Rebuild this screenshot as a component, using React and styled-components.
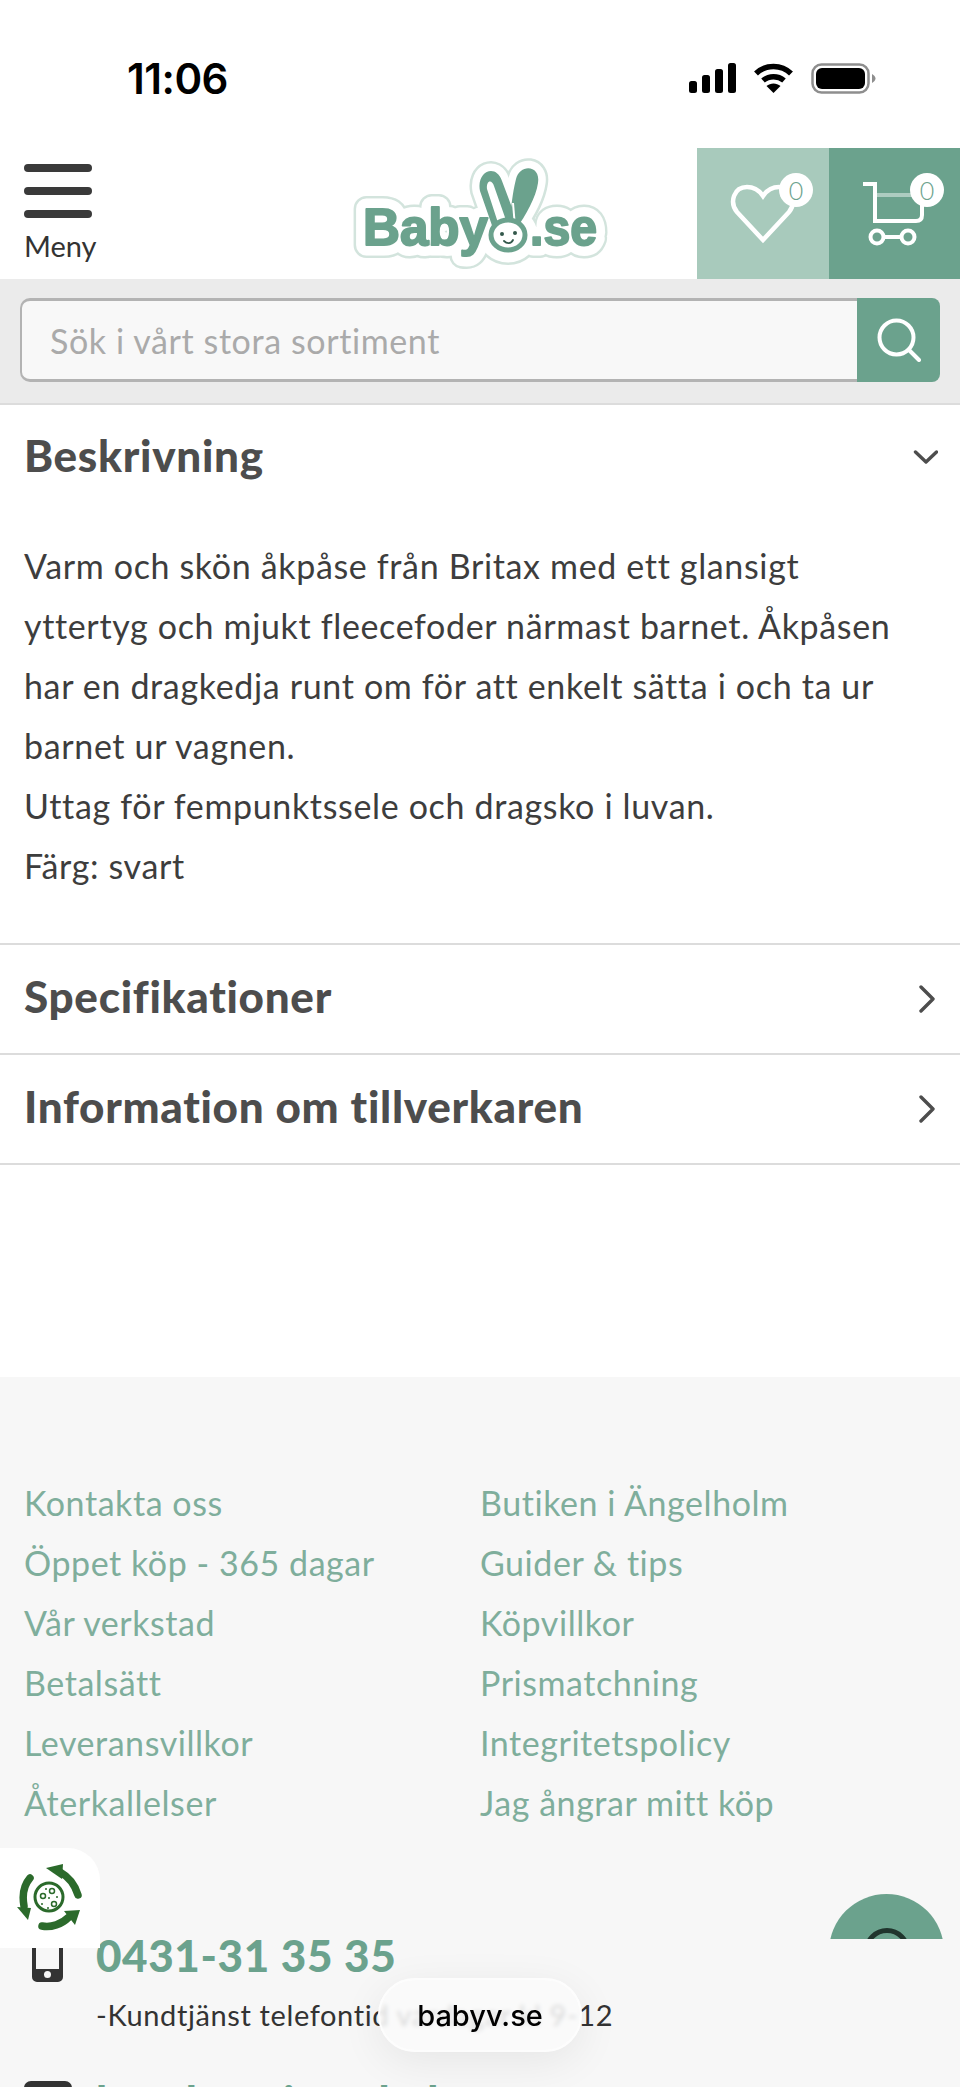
import React from 'react';
import styled, { createGlobalStyle } from 'styled-components';

const green = '#6ba28d';
const text = '#4d4d4d';

const Global = createGlobalStyle`
  html, body {
    margin: 0;
    padding: 0;
    height: 2087px;
    overflow: hidden;
    background: #ffffff;
  }
  * {
    box-sizing: border-box;
  }
`;

const Page = styled.div`
  position: relative;
  width: 960px;
  height: 2087px;
  overflow: hidden;
  font-family: 'Lato', 'Liberation Sans', sans-serif;
  color: ${text};
`;

const StatusBar = styled.div`
  display: flex;
  justify-content: space-between;
  align-items: center;
  height: 148px;
  padding: 8px 84px 0 127px;
`;

const Clock = styled.span`
  font-family: 'Inter', 'Liberation Sans', sans-serif;
  font-size: 42px;
  font-weight: 600;
  color: #000;
  letter-spacing: -0.5px;
`;

const StatusIcons = styled.div`
  display: flex;
  align-items: center;
  gap: 18px;
`;

const Header = styled.header`
  display: flex;
  align-items: stretch;
  height: 131px;
`;

const MenuButton = styled.div`
  display: flex;
  flex-direction: column;
  width: 350px;
  padding: 16px 0 0 24px;
`;

const MenuBar = styled.span`
  display: block;
  width: 68px;
  height: 8px;
  margin-bottom: 15px;
  border-radius: 4px;
  background: #3a3a3a;
`;

const MenuLabel = styled.span`
  margin-top: -4px;
  font-size: 29px;
  line-height: 34px;
  color: #333;
`;

const LogoBox = styled.div`
  flex: 1;
  padding-top: 7px;
`;

const IconTile = styled.div`
  position: relative;
  display: flex;
  align-items: center;
  justify-content: center;
  width: ${(p) => p.$w}px;
  background: ${(p) => p.$bg};
`;

const Count = styled.span`
  position: absolute;
  top: 25px;
  right: 16px;
  display: flex;
  align-items: center;
  justify-content: center;
  width: 34px;
  height: 34px;
  border-radius: 50%;
  background: #fff;
  font-size: 25px;
  font-weight: 300;
  color: ${green};
`;

const SearchBand = styled.div`
  height: 126px;
  padding: 19px 20px 0;
  background: #ebebeb;
  border-bottom: 2px solid #dcdcdc;
`;

const SearchBox = styled.div`
  display: flex;
  height: 84px;
`;

const SearchText = styled.span`
  flex: 1;
  padding-left: 28px;
  border: 3px solid #b3b3b3;
  border-width: 3px 0 3px 2px;
  border-radius: 10px 0 0 10px;
  background: #f8f8f8;
  font-size: 34px;
  line-height: 80px;
  letter-spacing: 0.6px;
  color: #aaa;
`;

const SearchButton = styled.div`
  display: flex;
  align-items: center;
  justify-content: center;
  width: 83px;
  border-radius: 0 8px 8px 0;
  background: ${green};
`;

const Section = styled.section`
  border-bottom: 2px solid #dcdcdc;
`;

const SectionHead = styled.div`
  display: flex;
  justify-content: space-between;
  align-items: center;
  height: ${(p) => p.$h}px;
  padding: 0 22px 0 24px;
`;

const SectionTitle = styled.h2`
  margin: 0 0 6px;
  font-size: 44px;
  font-weight: 900;
  letter-spacing: 0.7px;
  color: ${text};
`;

const Description = styled.div`
  padding: 0 24px 47px;
  margin-top: 25px;
  font-size: 34px;
  line-height: 60px;
  letter-spacing: 0.65px;
  color: #3d3d3d;
`;

const Spacer = styled.div`
  height: 212px;
`;

const Footer = styled.footer`
  height: 800px;
  padding: 96px 24px 0;
  background: #f7f7f7;
`;

const LinkGrid = styled.div`
  display: grid;
  grid-template-columns: 456px 1fr;
`;

const FooterLink = styled.a`
  font-size: 34px;
  line-height: 60px;
  letter-spacing: 0.55px;
  color: #7fae9c;
`;

const ContactRow = styled.div`
  display: flex;
  gap: ${(p) => p.$gap}px;
  margin-top: ${(p) => p.$top}px;
  padding-left: ${(p) => p.$pad}px;
`;

const ContactIcon = styled.div`
  flex: none;
  width: ${(p) => p.$w}px;
  padding-top: ${(p) => p.$offset}px;
`;

const ContactBody = styled.div`
  padding-top: ${(p) => p.$offset}px;
`;

const ContactTitle = styled.div`
  font-size: 44px;
  font-weight: 900;
  line-height: 56px;
  letter-spacing: 0.6px;
  color: ${green};
`;

const ContactNote = styled.div`
  margin-top: 12px;
  font-size: 29px;
  line-height: 40px;
  letter-spacing: 0.62px;
  color: #333;
`;

const RecycleBadge = styled.div`
  position: absolute;
  left: 0;
  top: 1848px;
  display: flex;
  align-items: center;
  justify-content: center;
  width: 100px;
  height: 100px;
  background: #fff;
  border-top-right-radius: 32px;
`;

const ChatClip = styled.div`
  position: absolute;
  left: 829px;
  top: 1894px;
  width: 115px;
  height: 45px;
  overflow: hidden;
`;

const ChatButton = styled.div`
  display: flex;
  justify-content: center;
  width: 115px;
  height: 115px;
  padding-top: 34px;
  border-radius: 50%;
  background: ${green};
`;

const ChatRing = styled.span`
  display: block;
  width: 46px;
  height: 46px;
  border: 5px solid #20352d;
  border-radius: 50%;
`;

const UrlPill = styled.div`
  position: absolute;
  left: 378px;
  top: 1978px;
  display: flex;
  align-items: center;
  justify-content: center;
  width: 204px;
  height: 74px;
  border: 2px solid #fdfdfd;
  border-radius: 37px;
  background: rgba(250, 250, 250, 0.84);
  box-shadow: 0 10px 44px rgba(0, 0, 0, 0.07);
  backdrop-filter: blur(2px);
  font-family: 'Inter', 'Liberation Sans', sans-serif;
  font-size: 29px;
  font-weight: 500;
  color: #000;
`;

const Chevron = ({ dir }) => (
  <svg width="28" height="28" viewBox="0 0 28 28" fill="none" stroke="#4d4d4d" strokeWidth="3.4" strokeLinecap="round" strokeLinejoin="round">
    {dir === 'down' ? <path d="M5.500 8L16 18 26.500 8" /> : <path d="M11 2l12 12-12 12" />}
  </svg>
);

const SignalIcon = () => (
  <svg width="47" height="30" viewBox="0 0 47 30" fill="#000">
    <rect x="0" y="18" width="8" height="12" rx="2.500" />
    <rect x="13" y="12" width="8" height="18" rx="2.500" />
    <rect x="26" y="6" width="8" height="24" rx="2.500" />
    <rect x="39" y="0" width="8" height="30" rx="2.500" />
  </svg>
);

const WifiIcon = () => (
  <svg width="39" height="30" viewBox="0 0 39 30" fill="none" stroke="#000" strokeWidth="5.500">
    <path d="M2 10.500C11.500 1 27.500 1 37 10.500" />
    <path d="M9 17.500C15 12.500 24 12.500 30 17.500" />
    <path d="M19.500 30l-7-7c4-3.500 10-3.500 14 0z" fill="#000" stroke="none" />
  </svg>
);

const BatteryIcon = () => (
  <svg width="65" height="31" viewBox="0 0 65 31">
    <rect x="1.500" y="1.500" width="56" height="28" rx="9" fill="none" stroke="#8e8e8e" strokeWidth="2.500" />
    <rect x="5" y="5" width="49" height="21" rx="6" fill="#000" />
    <path d="M61 11c2 1 3.500 3 3.500 4.500s-1.500 3.500-3.500 4.500z" fill="#8e8e8e" />
  </svg>
);

const LogoWords = () => (
  <>
    <text x="13" y="90" textLength="125" lengthAdjust="spacingAndGlyphs">Baby</text>
    <text x="180" y="90" textLength="67" lengthAdjust="spacingAndGlyphs">.se</text>
  </>
);

const earLeft = 'M130 36C126 16 146 8 152 26L167 66 146 82z';
const earRight = 'M166 24C170 8 191 10 188 28 186 42 176 60 166 74L159 66C162 50 162 40 166 24z';

const LogoBackdrop = ({ color, wordStroke, earStroke }) => (
  <g fill={color} stroke={color}>
    <g strokeWidth={wordStroke}>
      <LogoWords />
      <ellipse cx="158" cy="80" rx="19" ry="17" />
    </g>
    <g strokeWidth={earStroke}>
      <path d={earLeft} />
      <path d={earRight} />
    </g>
  </g>
);

const Logo = () => (
  <svg width="262" height="122" viewBox="0 0 262 122">
    <g fontFamily="'Liberation Sans', sans-serif" fontWeight="700" fontSize="52" strokeLinejoin="round">
      <LogoBackdrop color="#d3e4dd" wordStroke={26} earStroke={20} />
      <LogoBackdrop color="#ffffff" wordStroke={21} earStroke={15} />
      <g fill={green} stroke={green} strokeWidth="2">
        <LogoWords />
      </g>
    </g>
    <path d={earLeft} fill={green} />
    <path d="M137 34c-1-9 5-10 7-3l14 40-8 3z" fill="#fff" />
    <path d={earRight} fill={green} />
    <path d="M163 48l2 24" stroke="#fff" strokeWidth="2" />
    <ellipse cx="158" cy="80" rx="17" ry="15" fill="#fff" stroke={green} strokeWidth="5" />
    <circle cx="152" cy="79" r="2" fill="#33584b" />
    <circle cx="165" cy="78" r="2" fill="#33584b" />
    <path d="M154 86c3 3 7 3 9-1" fill="none" stroke="#33584b" strokeWidth="1.800" strokeLinecap="round" />
  </svg>
);

const Recycle = () => (
  <svg width="66" height="68" viewBox="0 0 66 68" fill="none">
    <g stroke="#2b6a2b" strokeWidth="7.500" strokeLinecap="round">
      <path d="M43 8C52 13 58 21 61 31" />
      <path d="M13 14C7 21 5 31 7 42" />
      <path d="M25 62C34 64 45 60 52 53" />
    </g>
    <g fill="#2b6a2b">
      <path d="M29 4L46 0 45 15z" />
      <path d="M0 43L14 44 11 56z" />
      <path d="M63 46L47 47 58 61z" />
    </g>
    <circle cx="32" cy="33" r="14" fill="#fff" stroke="#2b6a2b" strokeWidth="3" />
    <circle cx="26" cy="32" r="2.500" stroke="#2b6a2b" strokeWidth="1.500" />
    <circle cx="35" cy="27" r="2.500" stroke="#2b6a2b" strokeWidth="1.500" />
    <circle cx="37" cy="40" r="2.500" stroke="#2b6a2b" strokeWidth="1.500" />
    <g fill="#2b6a2b">
      <circle cx="32" cy="34" r="1" />
      <circle cx="29" cy="25" r="1" />
      <circle cx="40" cy="33" r="1" />
      <circle cx="31" cy="44" r="1" />
      <circle cx="25" cy="40" r="1" />
    </g>
  </svg>
);

const Phone = () => (
  <svg width="31" height="62" viewBox="0 0 31 62">
    <path d="M5 0h21a5 5 0 0 1 5 5v52a5 5 0 0 1-5 5H5a5 5 0 0 1-5-5V5a5 5 0 0 1 5-5zM4 8v41h23V8zM15.500 51a3.500 3.500 0 1 0 0 7 3.500 3.500 0 0 0 0-7z" fill="#333" fillRule="evenodd" />
  </svg>
);

const Mail = () => (
  <svg width="48" height="36" viewBox="0 0 48 36">
    <rect width="48" height="36" rx="7" fill="#333" />
  </svg>
);

const leftLinks = ['Kontakta oss', 'Öppet köp - 365 dagar', 'Vår verkstad', 'Betalsätt', 'Leveransvillkor', 'Återkallelser'];
const rightLinks = ['Butiken i Ängelholm', 'Guider & tips', 'Köpvillkor', 'Prismatchning', 'Integritetspolicy', 'Jag ångrar mitt köp'];

const App = () => {
  const links = leftLinks.flatMap((l, i) => [l, rightLinks[i]]);

  return (
    <Page>
      <Global />
      <StatusBar>
        <Clock>11:06</Clock>
        <StatusIcons>
          <SignalIcon />
          <WifiIcon />
          <BatteryIcon />
        </StatusIcons>
      </StatusBar>
      <Header>
        <MenuButton>
          <MenuBar />
          <MenuBar />
          <MenuBar />
          <MenuLabel>Meny</MenuLabel>
        </MenuButton>
        <LogoBox>
          <Logo />
        </LogoBox>
        <IconTile $w={132} $bg="#a8cabc">
          <svg width="66" height="60" viewBox="0 0 66 60" fill="none" stroke="#fff" strokeWidth="4.500" strokeLinejoin="miter">
            <path d="M33 56L7 28C-1 18 4 3 17 3c7 0 12 3 16 9 4-6 9-9 16-9 13 0 18 15 10 25z" />
          </svg>
          <Count>0</Count>
        </IconTile>
        <IconTile $w={131} $bg={green}>
          <svg width="66" height="64" viewBox="0 0 66 64" fill="none" stroke="#fff" strokeWidth="4">
            <path d="M1 2H13V39H54Q60 39 60 33V14" />
            <path d="M13 13H58" strokeOpacity="0.45" />
            <circle cx="15" cy="55" r="6.500" />
            <circle cx="46" cy="55" r="6.500" />
            <path d="M21.500 55H39.500" />
          </svg>
          <Count>0</Count>
        </IconTile>
      </Header>
      <SearchBand>
        <SearchBox>
          <SearchText>Sök i vårt stora sortiment</SearchText>
          <SearchButton>
            <svg width="44" height="44" viewBox="0 0 44 44" fill="none" stroke="#fff" strokeWidth="4" strokeLinecap="round">
              <circle cx="19.500" cy="19.500" r="17" />
              <path d="M32 32l10 10" />
            </svg>
          </SearchButton>
        </SearchBox>
      </SearchBand>
      <Section>
        <SectionHead $h={106}>
          <SectionTitle>Beskrivning</SectionTitle>
          <Chevron dir="down" />
        </SectionHead>
        <Description>
          Varm och skön åkpåse från Britax med ett glansigt
          <br />
          yttertyg och mjukt fleecefoder närmast barnet. Åkpåsen
          <br />
          har en dragkedja runt om för att enkelt sätta i och ta ur
          <br />
          barnet ur vagnen.
          <br />
          Uttag för fempunktssele och dragsko i luvan.
          <br />
          Färg: svart
        </Description>
      </Section>
      <Section>
        <SectionHead $h={108}>
          <SectionTitle>Specifikationer</SectionTitle>
          <Chevron dir="right" />
        </SectionHead>
      </Section>
      <Section>
        <SectionHead $h={108}>
          <SectionTitle>Information om tillverkaren</SectionTitle>
          <Chevron dir="right" />
        </SectionHead>
      </Section>
      <Spacer />
      <Footer>
        <LinkGrid>
          {links.map((l) => (
            <FooterLink key={l}>{l}</FooterLink>
          ))}
        </LinkGrid>
        <ContactRow $top={87} $pad={8} $gap={33}>
          <ContactIcon $w={31} $offset={0}>
            <Phone />
          </ContactIcon>
          <ContactBody $offset={7}>
            <ContactTitle>0431-31 35 35</ContactTitle>
            <ContactNote>-Kundtjänst telefontid vardagar kl 9-12</ContactNote>
          </ContactBody>
        </ContactRow>
        <ContactRow $top={38} $pad={0} $gap={24}>
          <ContactIcon $w={48} $offset={8}>
            <Mail />
          </ContactIcon>
          <ContactBody $offset={0}>
            <ContactTitle>kundservice@babyv.se</ContactTitle>
          </ContactBody>
        </ContactRow>
      </Footer>
      <RecycleBadge>
        <Recycle />
      </RecycleBadge>
      <ChatClip>
        <ChatButton>
          <ChatRing />
        </ChatButton>
      </ChatClip>
      <UrlPill>babyv.se</UrlPill>
    </Page>
  );
};

export default App;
━━━━━━━━━━━━━━━━
**Work to do**
Pictures stay out. Print the data exactly, from its first line through the line containing "const text = '#4d4d4d';".

**Exercise response**
Rebuild this screenshot as a component, using React and styled-components.
import React from 'react';
import styled, { createGlobalStyle } from 'styled-components';

const green = '#6ba28d';
const text = '#4d4d4d';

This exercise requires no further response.